Now I just have to find a way to prove all of this, and then write it up sans bathroom vocabulary....

Sunday, April 19, 2009

Proposal writer's block

I have been banging my head against a proposal for the last week. I hate that I can't write fluidly about what I want to do!

It is a 3-pager for a paper relating to the financial crisis: I want to turn my cost-of-fraud work to the financial crisis. I am having a hard time translating that fuzzy, hand-waving gut sense that this is a really productive path to walk down to a concrete proposal. I think in part because I don't understand the market for CDS and CDOs well enough. Well, that and generalized anxiety over producing a document that will be judged....

Wednesday, April 8, 2009

"Naive"

I didn't post about this when it came out, and now I don't feel like tracking it down, but recently someone in the Obama administration (Gibbs? Geitner?) called Krugman "naive" for calling for restructuring the big banks. It may be true that Krugman is naive--I highly doubt it--but this is one of those words that is a big red flag for our dear emperor's nekkid-ness.

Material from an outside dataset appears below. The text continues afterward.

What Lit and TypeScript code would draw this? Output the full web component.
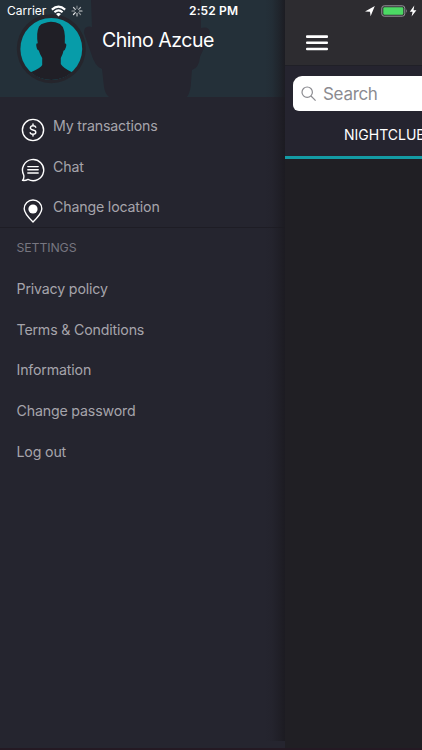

I think it is an effective taunt for halting needed policy overhauls: politicians are terrified of naivete--probably because they really are naive about so many of the areas overwhich they have power. But they do seem to turn to jelly if you just look down your nose a bit and dismiss calls for your resignation/regulation/general removal from power as "naive" and say that everyone in the know just knows that the world would end if we took this uncomfortable policy action....

Oops

I feel really stupid--it turns out that one only submits abstracts to AEA. The trials of being an outsider and the silly mistakes we make.